§ Data shown
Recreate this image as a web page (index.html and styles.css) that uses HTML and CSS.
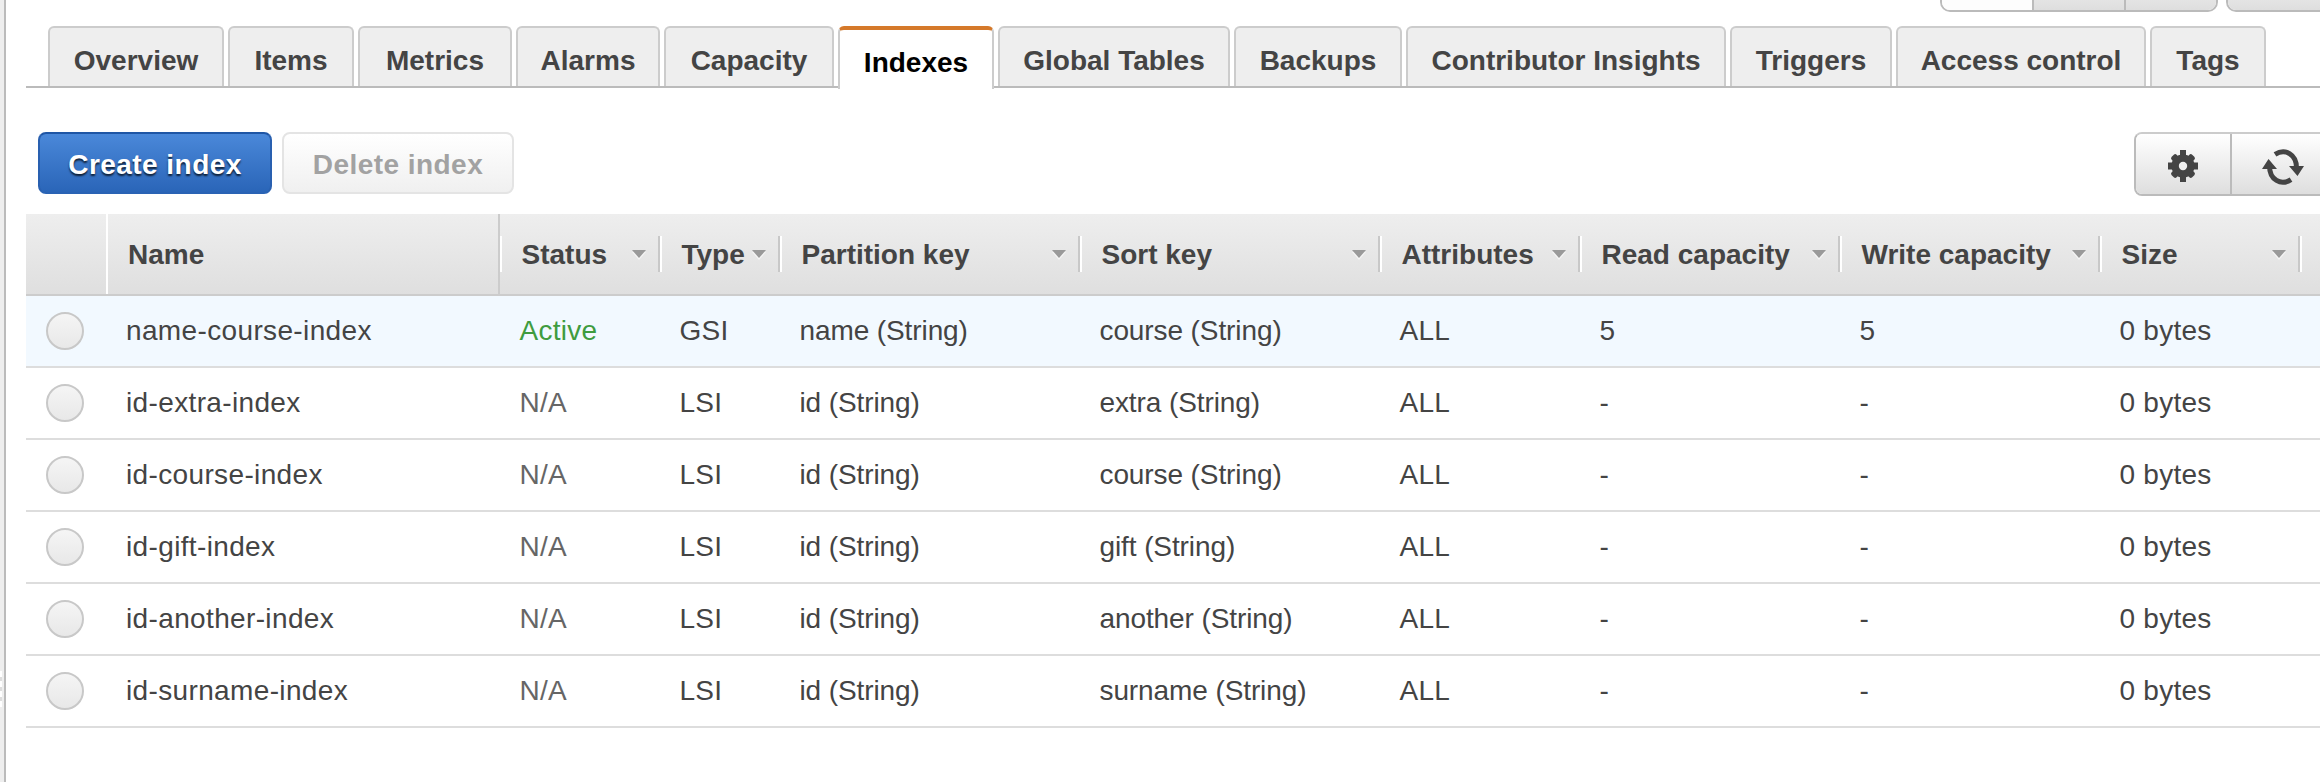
FILE: index.html
```html
<!DOCTYPE html>
<html lang="en">
<head>
<meta charset="utf-8">
<title>Indexes</title>
<link rel="stylesheet" href="styles.css">
</head>
<body>
<div class="app">
  <div class="splitter"><span class="grip"></span></div>
  <main class="panel">
    <div class="window-controls">
      <div class="segments"><span class="segment selected"></span><span class="segment"></span><span class="segment"></span></div>
      <div class="segments extra"><span class="segment"></span></div>
    </div>
    <nav class="tabs">
      <a class="tab t-overview">Overview</a>
      <a class="tab t-items">Items</a>
      <a class="tab t-metrics">Metrics</a>
      <a class="tab t-alarms">Alarms</a>
      <a class="tab t-capacity">Capacity</a>
      <a class="tab t-indexes active">Indexes</a>
      <a class="tab t-global">Global Tables</a>
      <a class="tab t-backups">Backups</a>
      <a class="tab t-insights">Contributor Insights</a>
      <a class="tab t-triggers">Triggers</a>
      <a class="tab t-access">Access control</a>
      <a class="tab t-tags">Tags</a>
    </nav>
    <div class="toolbar">
      <button class="btn primary">Create index</button>
      <button class="btn disabled" disabled>Delete index</button>
      <div class="tools">
        <button class="tool" aria-label="Settings">
          <svg class="gear" width="32" height="34" viewBox="-16 -17 32 34"><g fill="#444"><rect x="-3" y="-16" width="6" height="32"/><rect x="-15" y="-3.5" width="30" height="7"/><rect x="-3.5" y="-14.5" width="7" height="29" rx="2" transform="rotate(45)"/><rect x="-3.5" y="-14.5" width="7" height="29" rx="2" transform="rotate(-45)"/></g><circle r="7.8" fill="none" stroke="#444" stroke-width="7.6"/><circle r="4.2" fill="#f0f0f0"/></svg>
        </button>
        <button class="tool" aria-label="Refresh">
          <svg class="refresh" width="42" height="38" viewBox="-21 -19 42 38"><g fill="none" stroke="#444" stroke-width="5"><path d="M-8-12.6C2-19 13.5-13 13.5 1"/><path d="M8 12.6C-2 19-13.5 13-13.5-1"/></g><path d="M6-1L21-1L14.5 9ZM-6 2L-21 2L-14.5-8Z" fill="#444"/></svg>
        </button>
      </div>
    </div>
    <div class="table">
      <div class="row head">
        <div class="cell pick"></div>
        <div class="cell name">Name</div>
        <div class="cell">Status<i class="arrow"></i></div>
        <div class="cell">Type<i class="arrow"></i></div>
        <div class="cell">Partition key<i class="arrow"></i></div>
        <div class="cell">Sort key<i class="arrow"></i></div>
        <div class="cell">Attributes<i class="arrow"></i></div>
        <div class="cell">Read capacity<i class="arrow"></i></div>
        <div class="cell">Write capacity<i class="arrow"></i></div>
        <div class="cell">Size<i class="arrow"></i></div>
        <div class="cell"></div>
      </div>
      <div class="row highlighted"><div class="cell pick"><span class="radio"></span></div><div class="cell title">name-course-index</div><div class="cell ok">Active</div><div class="cell">GSI</div><div class="cell key">name (String)</div><div class="cell key">course (String)</div><div class="cell">ALL</div><div class="cell">5</div><div class="cell">5</div><div class="cell">0 bytes</div></div>
      <div class="row"><div class="cell pick"><span class="radio"></span></div><div class="cell title">id-extra-index</div><div class="cell na">N/A</div><div class="cell">LSI</div><div class="cell key">id (String)</div><div class="cell key">extra (String)</div><div class="cell">ALL</div><div class="cell">-</div><div class="cell">-</div><div class="cell">0 bytes</div></div>
      <div class="row"><div class="cell pick"><span class="radio"></span></div><div class="cell title">id-course-index</div><div class="cell na">N/A</div><div class="cell">LSI</div><div class="cell key">id (String)</div><div class="cell key">course (String)</div><div class="cell">ALL</div><div class="cell">-</div><div class="cell">-</div><div class="cell">0 bytes</div></div>
      <div class="row"><div class="cell pick"><span class="radio"></span></div><div class="cell title">id-gift-index</div><div class="cell na">N/A</div><div class="cell">LSI</div><div class="cell key">id (String)</div><div class="cell key">gift (String)</div><div class="cell">ALL</div><div class="cell">-</div><div class="cell">-</div><div class="cell">0 bytes</div></div>
      <div class="row"><div class="cell pick"><span class="radio"></span></div><div class="cell title">id-another-index</div><div class="cell na">N/A</div><div class="cell">LSI</div><div class="cell key">id (String)</div><div class="cell key">another (String)</div><div class="cell">ALL</div><div class="cell">-</div><div class="cell">-</div><div class="cell">0 bytes</div></div>
      <div class="row"><div class="cell pick"><span class="radio"></span></div><div class="cell title">id-surname-index</div><div class="cell na">N/A</div><div class="cell">LSI</div><div class="cell key">id (String)</div><div class="cell key">surname (String)</div><div class="cell">ALL</div><div class="cell">-</div><div class="cell">-</div><div class="cell">0 bytes</div></div>
    </div>
  </main>
</div>
</body>
</html>
```
FILE: styles.css
```css
* { box-sizing: border-box; }
body {
  margin: 0;
  background: #fff;
  color: #444;
  font: 28px/1 "Liberation Sans", Arial, sans-serif;
  overflow: hidden;
}
.app { display: flex; height: 782px; }
.splitter {
  display: flex;
  flex: 0 0 6px;
  background: #eee;
  border-right: 2px solid #bbb;
}
.grip {
  width: 2px;
  height: 36px;
  margin-top: 671px;
  background: repeating-linear-gradient(#fff 0 6px, #ddd 6px 10px);
}
.panel { flex: 1; min-width: 0; padding-left: 20px; overflow: hidden; }

.window-controls { display: flex; gap: 8px; height: 26px; padding-left: 1914px; }
.segments {
  display: flex;
  flex: 0 0 278px;
  height: 12px;
  border: 2px solid #bbb;
  border-top: 0;
  border-radius: 0 0 10px 10px;
  overflow: hidden;
}
.segment { flex: 1; background: linear-gradient(#e4e4e4, #dedede); }
.segment + .segment { border-left: 2px solid #bbb; }
.segment.selected { background: #fdfdfd; }

.tabs {
  display: flex;
  gap: 4px;
  height: 62px;
  padding-left: 22px;
  border-bottom: 2px solid #bbb;
}
.tab {
  flex: none;
  height: 60px;
  padding-top: 6px;
  border: 2px solid #ccc;
  border-bottom: 0;
  border-radius: 6px 6px 0 0;
  background: #eee;
  font-weight: bold;
  line-height: 54px;
  text-align: center;
  white-space: nowrap;
}
.tab.active {
  height: 63px;
  border-top: 4px solid #d5792a;
  background: #fff;
  color: #000;
}
.t-overview { width: 176px; }
.t-items { width: 126px; }
.t-metrics { width: 154px; }
.t-alarms { width: 144px; }
.t-capacity { width: 170px; }
.t-indexes { width: 156px; }
.t-global { width: 232px; }
.t-backups { width: 168px; }
.t-insights { width: 320px; }
.t-triggers { width: 162px; }
.t-access { width: 250px; }
.t-tags { width: 116px; }

.toolbar { display: flex; height: 126px; padding: 44px 0 0 12px; }
.btn {
  height: 62px;
  padding: 4px 0 0;
  border: 2px solid;
  border-radius: 8px;
  font: bold 28px/54px "Liberation Sans", Arial, sans-serif;
  letter-spacing: .45px;
}
.primary {
  width: 234px;
  margin-right: 10px;
  border-color: #1f56a5 #2960b0 #2a63b4;
  background: linear-gradient(#4a88d9, #2a65b8);
  color: #fff;
  text-shadow: 0 2px 2px rgba(0, 0, 0, .75);
}
.disabled {
  width: 232px;
  border-color: #e4e4e4;
  background: linear-gradient(#fff, #f0f0f0);
  color: #a2a2a2;
}
.tools {
  display: flex;
  width: 198px;
  height: 64px;
  margin-left: auto;
  margin-right: -12px;
  border: 2px solid #bbb;
  border-top-color: #ccc;
  border-radius: 8px;
}
.tool {
  flex: 0 0 94px;
  display: flex;
  padding: 0;
  border: 0;
  background: linear-gradient(#fff, #dedede);
  border-radius: 6px 0 0 6px;
}
.tool + .tool { flex: 1; border-left: 2px solid #bbb; border-radius: 0; }
.gear { margin: 15px 0 0 31px; }
.refresh { margin: 14px 0 0 30px; }

.row {
  display: grid;
  grid-template-columns: 82px 392px 160px 120px 300px 300px 200px 260px 260px 200px 20px;
  height: 72px;
  border-bottom: 2px solid #ddd;
}
.highlighted { background: #f2f9ff; }
.cell {
  display: flex;
  align-items: center;
  padding-left: 19.5px;
  letter-spacing: .25px;
  white-space: nowrap;
}
.title { padding-left: 18px; letter-spacing: .36px; }
.key { letter-spacing: -.1px; }
.pick { padding-left: 20px; }
.ok { color: #3f9c3f; }
.na { color: #666; }
.head {
  height: 82px;
  border-bottom-color: #ccc;
  background: linear-gradient(#eee, #dfdfdf);
  font-weight: bold;
}
.head .cell {
  padding: 2px 14px 0 21.5px;
  letter-spacing: 0;
  background:
    linear-gradient(#fff, #fff) left 22px / 2px 36px no-repeat,
    linear-gradient(#c8c8c8, #c8c8c8) right 22px / 2px 36px no-repeat;
}
.head .pick { background: none; border-right: 2px solid #fff; }
.head .name { padding-left: 20px; background: none; border-right: 2px solid #ccc; }
.head .cell:last-child { background: linear-gradient(#fff, #fff) left 22px / 2px 36px no-repeat; }
.arrow {
  width: 14px;
  height: 8px;
  margin-left: auto;
  margin-bottom: 2px;
  border: 7px solid transparent;
  border-top: 8px solid #999;
  border-bottom: 0;
  filter: drop-shadow(0 2px 0 #f4f4f4);
}
.radio {
  width: 38px;
  height: 38px;
  border: 2px solid #c8c8c8;
  border-radius: 50%;
  background: linear-gradient(#f5f5f5, #e8e8e8);
}
```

§ Task instructions
Extract each line holding the string "styles".

§ Solution for this exercise
Recreate this image as a web page (index.html and styles.css) that uses HTML and CSS.
<link rel="stylesheet" href="styles.css">
FILE: styles.css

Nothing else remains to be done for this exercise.